Her reply hit Steve like an electric shock. The news of Iacardi’s near total decimation had gone viral, worldwide. Anyone who had watched television or read a newspaper in the previous four days knew of the horrible demise of most of the company’s New York employees in the collapse of the World Trade Center’s South Tower. His thoughts immediately reverted to his conversation with Kerri at The Health Club. He closed his eyes and covered his forehead with his right palm. “Oh my God! You didn’t say a thing!” he said, embarrassed. Kerri had been so sympathetic to him while simultaneously enduring an unfathomable hell. His respect for a woman he did not know, skyrocketed. His heart told him to hug her, to talk to her, to get to know her. His mind told him it was politically unacceptable.
He leveled his hazel eyes at her. “You have my deepest regrets, and please know that I have the utmost respect for you,” he said, then turned to Christine, who was now beside him. He flushed to crimson, then composed himself. Gesturing with his hands, he made the introductions. “Christine, I’d like you to meet Kerri, Karen, and Mike King. Mike is a fraternity brother of dad’s.” He placed his hand on Christine’s shoulder. “Christine is the daughter of our host.”

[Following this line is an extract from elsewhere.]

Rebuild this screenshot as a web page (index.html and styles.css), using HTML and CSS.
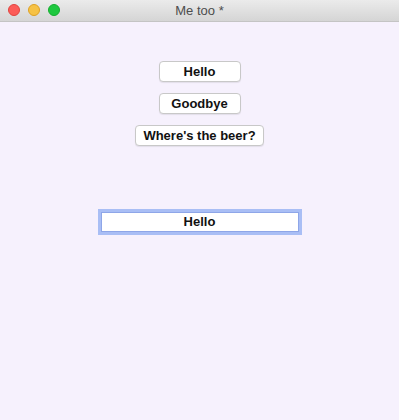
FILE: index.html
```html
<!DOCTYPE html>
<html lang="en">
<head>
    <meta charset="UTF-8">
    <meta name="viewport" content="width=device-width, initial-scale=1.0">
    <title>Me too *</title>
    <link rel="stylesheet" href="styles.css">
</head>
<body>
    <div class="window">
        <div class="titlebar">
            <div class="lights">
                <span class="light red"></span>
                <span class="light yellow"></span>
                <span class="light green"></span>
            </div>
            <div class="title">Me too *</div>
        </div>

        <div class="content">
            <div class="buttons">
                <button class="btn wide">Hello</button>
                <button class="btn wide">Goodbye</button>
                <button class="btn">Where's the beer?</button>
            </div>

            <div class="field">Hello</div>
        </div>
    </div>
</body>
</html>
```

FILE: styles.css
```css
body {
    margin: 0;
    font-family: "Liberation Sans", Arial, sans-serif;
    background-color: #f6f1fd;
}

.window {
    width: 399px;
    height: 420px;
    background-color: #f6f1fd;
}

.titlebar {
    position: relative;
    height: 21px;
    background: linear-gradient(#ebebeb, #d5d5d5);
    border-bottom: 1px solid #c4c4c4;
}

.lights {
    position: absolute;
    left: 8px;
    top: 4px;
    display: flex;
    gap: 8px;
}

.light {
    width: 12px;
    height: 12px;
    border-radius: 50%;
    box-sizing: border-box;
}

.red {
    background-color: #fc5b57;
    border: 1px solid #e0443e;
}

.yellow {
    background-color: #f6c245;
    border: 1px solid #dea123;
}

.green {
    background-color: #1ec83f;
    border: 1px solid #14ae2e;
}

.title {
    text-align: center;
    font-size: 13px;
    line-height: 21px;
    color: #4d4d4d;
}

.content {
    display: flex;
    flex-direction: column;
    align-items: center;
}

.buttons {
    display: flex;
    flex-direction: column;
    align-items: center;
    gap: 11px;
    margin-top: 39px;
}

.btn {
    height: 21px;
    padding: 0 7px;
    font-family: "Liberation Sans", Arial, sans-serif;
    font-size: 13px;
    font-weight: bold;
    color: #111;
    background-color: #fff;
    border: 1px solid #c8c8c8;
    border-radius: 4px;
    box-shadow: 0 1px 1px rgba(0, 0, 0, 0.08);
}

.btn.wide {
    width: 82px;
}

.field {
    width: 196px;
    height: 18px;
    margin-top: 66px;
    line-height: 18px;
    text-align: center;
    font-size: 13px;
    font-weight: bold;
    color: #111;
    background-color: #fff;
    border: 1px solid #8ea6e8;
    box-shadow: 0 0 0 3px #a9bef5;
}
```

Christine graciously shook hands with each. “A pleasure to meet you, and welcome to our home,” she said, then hugged Steve. “I’m engaged to marry this hunk,” she boasted, flashing her million dollar smile. Her smile disappeared as quickly as it had appeared as she broke her hug and grasped Steve’s right hand. “Please excuse us. There are so many people I’d like Steve to meet.” She led him back to the far side of the atrium, then stopped and glared at him, anger clearly displayed. “I couldn’t help noticing how you looked at Kerri King. How well do you know her?”
“I don’t know her. I just met her at the Health Club last Saturday. Until then, I didn’t even know she existed.”
“Is she married?”
“I have no idea. That’s how well I know her.”
“You’re attracted to her, aren’t you?”
“Of course I am. I’m attracted to all beautiful women, particularly you.”